Data from: Cannabis labelling is associated with genetic variation in terpene synthase genes
Cite this dataset
Watts, Sophie et al. (2021). Data from: Cannabis labelling is associated with genetic variation in terpene synthase genes [Dataset]. Dryad. https://doi.org/10.5061/dryad.gqnk98smm
Genetic data consisting of >100,000 single nucleotide polymorphisms (SNPs) collected using genotype-by-sequencing, from 137 drug-type Cannabis samples from the Netherlands. This genetic data along with terpene and cannabinoid content data collected with GC-FID, was used to analyze Cannabis labelling and to perfom a genome-wide association study.
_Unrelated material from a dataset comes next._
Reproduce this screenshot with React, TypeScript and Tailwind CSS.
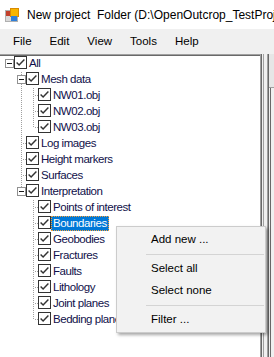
import React from "react";

type Row = {
  label: string;
  level: number;
  expander?: boolean;
  last?: boolean;
  ancestorsMore?: boolean[];
  selected?: boolean;
};

const rows: Row[] = [
  { label: "All", level: 0, expander: true, last: true },
  { label: "Mesh data", level: 1, expander: true },
  { label: "NW01.obj", level: 2, ancestorsMore: [true] },
  { label: "NW02.obj", level: 2, ancestorsMore: [true] },
  { label: "NW03.obj", level: 2, last: true, ancestorsMore: [true] },
  { label: "Log images", level: 1 },
  { label: "Height markers", level: 1 },
  { label: "Surfaces", level: 1 },
  { label: "Interpretation", level: 1, expander: true, last: true },
  { label: "Points of interest", level: 2, ancestorsMore: [false] },
  { label: "Boundaries", level: 2, ancestorsMore: [false], selected: true },
  { label: "Geobodies", level: 2, ancestorsMore: [false] },
  { label: "Fractures", level: 2, ancestorsMore: [false] },
  { label: "Faults", level: 2, ancestorsMore: [false] },
  { label: "Lithology", level: 2, ancestorsMore: [false] },
  { label: "Joint planes", level: 2, ancestorsMore: [false] },
  { label: "Bedding planes", level: 2, last: true, ancestorsMore: [false] },
];

const DOT = "#a0a0a0";

function Guides({ row }: { row: Row }) {
  const w = 14 + 12 * row.level;
  const lx = (k: number) => 9 + 12 * k + 0.5;
  const els: React.ReactNode[] = [];
  (row.ancestorsMore || []).forEach((more, i) => {
    const k = i + 1;
    if (more) {
      els.push(
        <line key={"a" + k} x1={lx(k)} y1={0} x2={lx(k)} y2={16} stroke={DOT} strokeDasharray="1 1" />
      );
    }
  });
  if (row.level > 0) {
    const x = lx(row.level);
    els.push(
      <line
        key="v"
        x1={x}
        y1={0}
        x2={x}
        y2={row.last ? 7.5 : 16}
        stroke={DOT}
        strokeDasharray="1 1"
      />
    );
    if (!row.expander) {
      els.push(
        <line key="h" x1={x + 1} y1={7.5} x2={w} y2={7.5} stroke={DOT} strokeDasharray="1 1" />
      );
    }
  }
  if (row.expander) {
    const bx = 5 + 12 * row.level;
    els.push(
      <g key="e">
        <rect x={bx + 0.5} y={3.5} width={8} height={8} fill="#fff" stroke="#919191" />
        <line x1={bx + 2} y1={7.5} x2={bx + 7} y2={7.5} stroke="#1a1a1a" />
      </g>
    );
  }
  return (
    <svg width={w} height={16} className="shrink-0" shapeRendering="crispEdges">
      {els}
    </svg>
  );
}

function CheckBox() {
  return (
    <svg width={13} height={13} className="shrink-0" viewBox="0 0 13 13">
      <rect x={0.5} y={0.5} width={12} height={12} fill="#fff" stroke="#333" shapeRendering="crispEdges" />
      <path d="M2.6 6.4 L5.1 8.9 L10.4 3.4" fill="none" stroke="#333" strokeWidth={1.45} />
    </svg>
  );
}

function TreeRow({ row }: { row: Row }) {
  return (
    <div className="flex h-[16px] items-start">
      <Guides row={row} />
      <CheckBox />
      <span
        className={
          row.selected
            ? "h-[15px] whitespace-nowrap bg-[#0078d7] px-[2px] leading-[15px] text-white outline-1 -outline-offset-1 outline-dotted outline-[#f7a13a]"
            : "h-[15px] whitespace-nowrap px-[2px] leading-[15px] text-[#10104a]"
        }
      >
        {row.label}
      </span>
    </div>
  );
}

function AppIcon() {
  return (
    <svg width={15} height={14} viewBox="0 0 15 14" className="shrink-0">
      <rect x={0.5} y={2.5} width={12} height={11} fill="#d9d9d9" stroke="#b0b0b0" />
      <rect x={1} y={3} width={5} height={5} fill="#c2402b" />
      <rect x={5.5} y={0.5} width={8} height={8} fill="#f7b500" stroke="#d98a00" />
      <rect x={6} y={8} width={6} height={5} fill="#2f7fd8" />
    </svg>
  );
}

function MenuItem({ children }: { children: React.ReactNode }) {
  return <div className="flex h-[22px] items-center pl-[34px]">{children}</div>;
}

function Sep() {
  return (
    <div className="flex h-[7px] items-center pl-[29px] pr-[1px]">
      <div className="h-px w-full bg-[#d4d4d4]" />
    </div>
  );
}

export default function App() {
  return (
    <div
      className="relative flex h-[357px] w-[274px] flex-col overflow-hidden bg-[#f0f0f0] text-black"
      style={{ fontFamily: '"Liberation Sans", Arial, sans-serif' }}
    >
      {/* title bar */}
      <div className="flex h-[29px] shrink-0 items-center overflow-hidden bg-white pl-[5px] pt-[1px]">
        <AppIcon />
        <span className="ml-[7px] whitespace-nowrap text-[12px]">New project&nbsp;&nbsp;Folder (D:\OpenOutcrop_TestProj</span>
      </div>
      {/* menu bar */}
      <div className="flex h-[25px] shrink-0 items-center pl-[4px] text-[11.5px]">
        {["File", "Edit", "View", "Tools", "Help"].map((m) => (
          <div key={m} className="px-[9px]">
            {m}
          </div>
        ))}
      </div>
      {/* body */}
      <div className="flex flex-1">
        <div className="flex w-[260px] flex-col border-t border-[#a0a0a0] bg-white">
          <div className="flex flex-1 flex-col border-t border-[#696969] text-[11.5px] tracking-[-0.45px]">
            {rows.map((r) => (
              <TreeRow key={r.label} row={r} />
            ))}
          </div>
        </div>
        <div className="flex">
          <div className="w-px bg-[#a0a0a0]" />
          <div className="w-px bg-[#696969]" />
          <div className="w-px bg-[#f0f0f0]" />
          <div className="w-px bg-[#a0a0a0]" />
          <div className="w-[3px] bg-[#f0f0f0]" />
          <div className="w-px bg-[#a0a0a0]" />
          <div className="w-px bg-[#696969]" />
          <div className="flex w-[5px] flex-col">
            <div className="h-[34px] border-b border-[#a0a0a0] bg-[#e6e6e6]" />
            <div className="flex flex-1">
              <div className="w-px bg-[#f0f0f0]" />
              <div className="w-px bg-[#696969]" />
              <div className="flex-1 bg-[#f0f0f0]" />
            </div>
          </div>
        </div>
      </div>

      {/* context menu */}
      <div className="absolute left-[116px] top-[226px] w-[150px] border border-[#cccccc] bg-[#f2f2f2] pt-[2px] pb-[1px] text-[11.5px] shadow-[2px_2px_3px_rgba(0,0,0,0.35)]">
        <MenuItem>Add new ...</MenuItem>
        <Sep />
        <MenuItem>Select all</MenuItem>
        <MenuItem>Select none</MenuItem>
        <Sep />
        <MenuItem>Filter ...</MenuItem>
      </div>
    </div>
  );
}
The DNA sequence data are available as NCBI BioProject PRJNA713792. Calling of single nucleotide polymorphisms (SNPs) was performed in TASSEL (version 5.0) by aligning to the CBDRx reference genome. The SNP data were filtered using PLINK to exclude SNPs with a MAF <0.05 and SNPs with excess heterozygosity. The final SNP data set used for GWAS consisted of 116,296 SNPs from 137 samples. For PCA, 1,257 unanchored SNPs were removed and the remaining 115,039 SNPs were LD-pruned using PLINK resulting in 80,939 SNPs.